§ AIM OF THE TASK
Write out the listing below exactly, and omit any images you find in it.

--- BEGIN ---

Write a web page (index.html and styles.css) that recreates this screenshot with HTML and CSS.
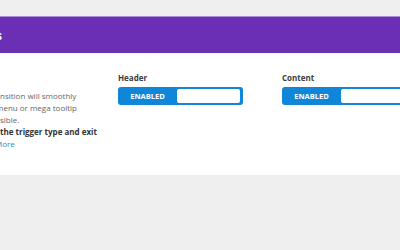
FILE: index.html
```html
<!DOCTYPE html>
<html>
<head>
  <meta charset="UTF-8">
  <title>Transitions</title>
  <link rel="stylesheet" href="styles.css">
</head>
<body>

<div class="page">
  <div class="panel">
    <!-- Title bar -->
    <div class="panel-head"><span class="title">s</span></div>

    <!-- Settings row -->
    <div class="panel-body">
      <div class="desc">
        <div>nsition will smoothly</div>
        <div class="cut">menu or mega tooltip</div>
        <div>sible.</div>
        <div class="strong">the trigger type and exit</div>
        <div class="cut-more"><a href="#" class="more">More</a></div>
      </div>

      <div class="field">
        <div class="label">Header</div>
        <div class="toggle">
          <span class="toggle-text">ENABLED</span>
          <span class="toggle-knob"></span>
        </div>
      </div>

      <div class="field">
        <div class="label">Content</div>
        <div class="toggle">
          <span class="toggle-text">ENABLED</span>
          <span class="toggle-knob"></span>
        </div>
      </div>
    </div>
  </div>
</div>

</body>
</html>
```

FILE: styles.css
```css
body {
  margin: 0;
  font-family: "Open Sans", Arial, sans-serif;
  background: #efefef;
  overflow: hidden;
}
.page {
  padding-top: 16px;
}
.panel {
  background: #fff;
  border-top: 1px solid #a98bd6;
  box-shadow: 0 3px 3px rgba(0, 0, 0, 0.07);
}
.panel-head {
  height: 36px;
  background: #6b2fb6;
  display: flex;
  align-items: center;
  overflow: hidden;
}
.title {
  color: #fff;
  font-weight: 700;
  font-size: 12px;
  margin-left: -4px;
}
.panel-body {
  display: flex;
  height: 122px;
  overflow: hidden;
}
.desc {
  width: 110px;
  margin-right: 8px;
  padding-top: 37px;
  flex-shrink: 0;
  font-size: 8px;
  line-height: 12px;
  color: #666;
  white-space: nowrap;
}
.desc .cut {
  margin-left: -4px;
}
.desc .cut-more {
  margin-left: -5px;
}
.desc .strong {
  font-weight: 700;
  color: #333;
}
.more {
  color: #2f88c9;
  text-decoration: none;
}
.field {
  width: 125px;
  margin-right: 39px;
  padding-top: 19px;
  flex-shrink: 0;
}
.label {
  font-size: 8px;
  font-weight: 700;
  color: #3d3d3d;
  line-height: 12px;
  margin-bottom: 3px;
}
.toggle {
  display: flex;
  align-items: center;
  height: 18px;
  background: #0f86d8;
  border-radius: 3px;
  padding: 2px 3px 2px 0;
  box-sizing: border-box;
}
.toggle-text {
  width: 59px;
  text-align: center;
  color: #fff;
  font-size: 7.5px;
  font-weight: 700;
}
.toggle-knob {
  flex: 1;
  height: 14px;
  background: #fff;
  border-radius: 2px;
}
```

--- END ---

§ WRITTEN REPLY
Write a web page (index.html and styles.css) that recreates this screenshot with HTML and CSS.
FILE: index.html
```html
<!DOCTYPE html>
<html>
<head>
  <meta charset="UTF-8">
  <title>Transitions</title>
  <link rel="stylesheet" href="styles.css">
</head>
<body>

<div class="page">
  <div class="panel">
    <!-- Title bar -->
    <div class="panel-head"><span class="title">s</span></div>

    <!-- Settings row -->
    <div class="panel-body">
      <div class="desc">
        <div>nsition will smoothly</div>
        <div class="cut">menu or mega tooltip</div>
        <div>sible.</div>
        <div class="strong">the trigger type and exit</div>
        <div class="cut-more"><a href="#" class="more">More</a></div>
      </div>

      <div class="field">
        <div class="label">Header</div>
        <div class="toggle">
          <span class="toggle-text">ENABLED</span>
          <span class="toggle-knob"></span>
        </div>
      </div>

      <div class="field">
        <div class="label">Content</div>
        <div class="toggle">
          <span class="toggle-text">ENABLED</span>
          <span class="toggle-knob"></span>
        </div>
      </div>
    </div>
  </div>
</div>

</body>
</html>
```

FILE: styles.css
```css
body {
  margin: 0;
  font-family: "Open Sans", Arial, sans-serif;
  background: #efefef;
  overflow: hidden;
}
.page {
  padding-top: 16px;
}
.panel {
  background: #fff;
  border-top: 1px solid #a98bd6;
  box-shadow: 0 3px 3px rgba(0, 0, 0, 0.07);
}
.panel-head {
  height: 36px;
  background: #6b2fb6;
  display: flex;
  align-items: center;
  overflow: hidden;
}
.title {
  color: #fff;
  font-weight: 700;
  font-size: 12px;
  margin-left: -4px;
}
.panel-body {
  display: flex;
  height: 122px;
  overflow: hidden;
}
.desc {
  width: 110px;
  margin-right: 8px;
  padding-top: 37px;
  flex-shrink: 0;
  font-size: 8px;
  line-height: 12px;
  color: #666;
  white-space: nowrap;
}
.desc .cut {
  margin-left: -4px;
}
.desc .cut-more {
  margin-left: -5px;
}
.desc .strong {
  font-weight: 700;
  color: #333;
}
.more {
  color: #2f88c9;
  text-decoration: none;
}
.field {
  width: 125px;
  margin-right: 39px;
  padding-top: 19px;
  flex-shrink: 0;
}
.label {
  font-size: 8px;
  font-weight: 700;
  color: #3d3d3d;
  line-height: 12px;
  margin-bottom: 3px;
}
.toggle {
  display: flex;
  align-items: center;
  height: 18px;
  background: #0f86d8;
  border-radius: 3px;
  padding: 2px 3px 2px 0;
  box-sizing: border-box;
}
.toggle-text {
  width: 59px;
  text-align: center;
  color: #fff;
  font-size: 7.5px;
  font-weight: 700;
}
.toggle-knob {
  flex: 1;
  height: 14px;
  background: #fff;
  border-radius: 2px;
}
```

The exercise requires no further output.